Many lace charts (including the Kinzel charts) use a vertical line (l) for a knit stitch. I prefer an empty box for the knit stitch symbol. The Kinzel charts use an empty box for "no stitch," meaning that you simply ignore that box entirely. It's there only as a placeholder so that the real stitches line up better, making the chart look more like the lace that will be knit from it ("No stitch" symbols are necessary only when stitch counts change from row to row). Since I used an empty box to indicate a knit stitch, I shaded boxes with gray to indicate "no stitch."

Here is a scan of one of the original "Springtime" charts from Marianne Kinzel (used with permission from Dover Publications):

Scanned chart from Marianne Kinzel

Here is a photo of my re-charting of this same pattern block, for comparison:

Shelda's chart of same pattern area

The colored symbol blocks were my attempt to differentiate between two symbols that I found tricky to distinguish on the Kinzel charts.

I find my own charts significantly easier on my eyes, but I want to emphasize that all of this is entirely a personal preference issue! When you're knitting lace, anything that makes the knitting flow more smoothly seems like a good plan, whether that's stitch markers at critical junctures in the knitting, a "life line" so that you feel more secure (this is a thread drawn through a row of knitting that will hold the stitches if you make a later mistake and have to rip back), or a system of counting rows and keeping track of your position in the chart. If it works for you, go for it!
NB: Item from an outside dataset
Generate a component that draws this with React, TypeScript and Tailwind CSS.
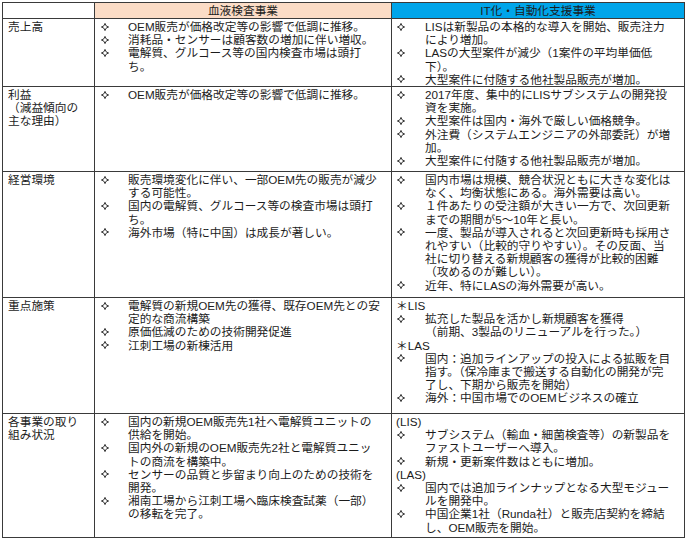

I have had fun playing with lace charting (I have aspirations to one day design my own lace), and I've found Microsoft Excel a handy tool for the task. I've heard lots of recommendations for Adobe Illustrator for charting lace, but I haven't yet mastered it so I can't comment. Excel was easily at hand, so I started there.

Listening to: In the Moon of Red Ponies, by James Lee Burke, read by Will Patton.